## Data shown

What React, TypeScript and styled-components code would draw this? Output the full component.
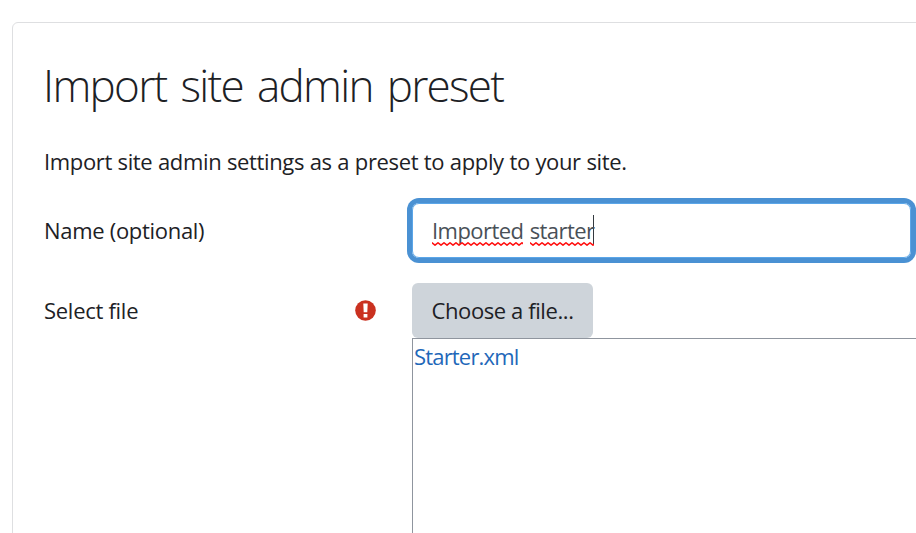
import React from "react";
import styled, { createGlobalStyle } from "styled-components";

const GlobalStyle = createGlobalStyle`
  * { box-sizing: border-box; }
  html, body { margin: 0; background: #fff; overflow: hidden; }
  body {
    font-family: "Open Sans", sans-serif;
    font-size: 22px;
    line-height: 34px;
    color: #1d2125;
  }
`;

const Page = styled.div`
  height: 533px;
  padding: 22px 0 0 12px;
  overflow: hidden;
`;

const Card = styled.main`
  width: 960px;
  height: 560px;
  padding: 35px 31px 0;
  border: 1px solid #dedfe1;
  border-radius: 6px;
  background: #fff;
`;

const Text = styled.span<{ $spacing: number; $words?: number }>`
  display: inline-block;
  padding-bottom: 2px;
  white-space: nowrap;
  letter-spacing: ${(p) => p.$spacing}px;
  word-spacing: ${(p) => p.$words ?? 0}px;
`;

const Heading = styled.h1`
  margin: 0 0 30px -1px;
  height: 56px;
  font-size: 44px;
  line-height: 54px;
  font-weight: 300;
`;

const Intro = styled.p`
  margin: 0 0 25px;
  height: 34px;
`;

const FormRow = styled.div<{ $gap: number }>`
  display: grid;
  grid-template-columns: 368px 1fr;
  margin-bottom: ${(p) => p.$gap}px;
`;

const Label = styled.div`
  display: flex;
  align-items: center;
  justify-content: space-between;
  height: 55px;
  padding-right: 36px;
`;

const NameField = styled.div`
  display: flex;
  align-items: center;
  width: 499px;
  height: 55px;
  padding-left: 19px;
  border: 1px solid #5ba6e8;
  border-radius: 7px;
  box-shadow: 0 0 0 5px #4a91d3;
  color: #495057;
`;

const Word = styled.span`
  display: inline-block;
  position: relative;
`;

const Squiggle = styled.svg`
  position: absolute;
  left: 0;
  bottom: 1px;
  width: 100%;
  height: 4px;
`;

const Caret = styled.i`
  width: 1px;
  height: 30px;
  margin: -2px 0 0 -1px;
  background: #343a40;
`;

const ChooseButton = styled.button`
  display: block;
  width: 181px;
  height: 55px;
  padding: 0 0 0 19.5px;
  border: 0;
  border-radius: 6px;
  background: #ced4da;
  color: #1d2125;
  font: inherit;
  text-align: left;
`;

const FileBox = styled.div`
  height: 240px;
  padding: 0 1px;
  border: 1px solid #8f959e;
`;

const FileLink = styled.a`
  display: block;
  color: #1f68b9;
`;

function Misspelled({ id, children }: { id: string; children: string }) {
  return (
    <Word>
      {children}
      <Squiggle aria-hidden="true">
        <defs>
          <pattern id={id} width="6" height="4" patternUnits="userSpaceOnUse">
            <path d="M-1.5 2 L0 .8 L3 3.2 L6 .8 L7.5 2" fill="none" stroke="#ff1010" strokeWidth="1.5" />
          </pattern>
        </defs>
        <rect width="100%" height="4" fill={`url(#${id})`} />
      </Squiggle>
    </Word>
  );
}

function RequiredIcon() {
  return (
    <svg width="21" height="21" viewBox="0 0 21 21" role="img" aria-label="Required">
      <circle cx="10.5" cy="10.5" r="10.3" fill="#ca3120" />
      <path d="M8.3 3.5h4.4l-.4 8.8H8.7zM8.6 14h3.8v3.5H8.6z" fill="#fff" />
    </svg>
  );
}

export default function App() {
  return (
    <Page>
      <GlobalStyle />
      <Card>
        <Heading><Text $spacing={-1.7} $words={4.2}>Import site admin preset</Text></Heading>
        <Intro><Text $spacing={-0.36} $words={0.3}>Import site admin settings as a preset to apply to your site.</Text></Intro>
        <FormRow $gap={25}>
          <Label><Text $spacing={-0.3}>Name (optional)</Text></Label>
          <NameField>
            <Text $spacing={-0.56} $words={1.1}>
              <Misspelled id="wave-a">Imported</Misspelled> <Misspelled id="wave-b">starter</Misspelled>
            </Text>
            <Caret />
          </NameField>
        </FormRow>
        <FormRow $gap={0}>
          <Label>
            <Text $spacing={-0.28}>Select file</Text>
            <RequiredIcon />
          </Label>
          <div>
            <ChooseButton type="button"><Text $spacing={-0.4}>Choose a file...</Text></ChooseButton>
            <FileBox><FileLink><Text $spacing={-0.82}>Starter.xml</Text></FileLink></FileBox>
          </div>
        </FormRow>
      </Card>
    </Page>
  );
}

## What you need to do
Copy out all lines where the word "components" appears.

## Answer in full
What React, TypeScript and styled-components code would draw this? Output the full component.
import styled, { createGlobalStyle } from "styled-components";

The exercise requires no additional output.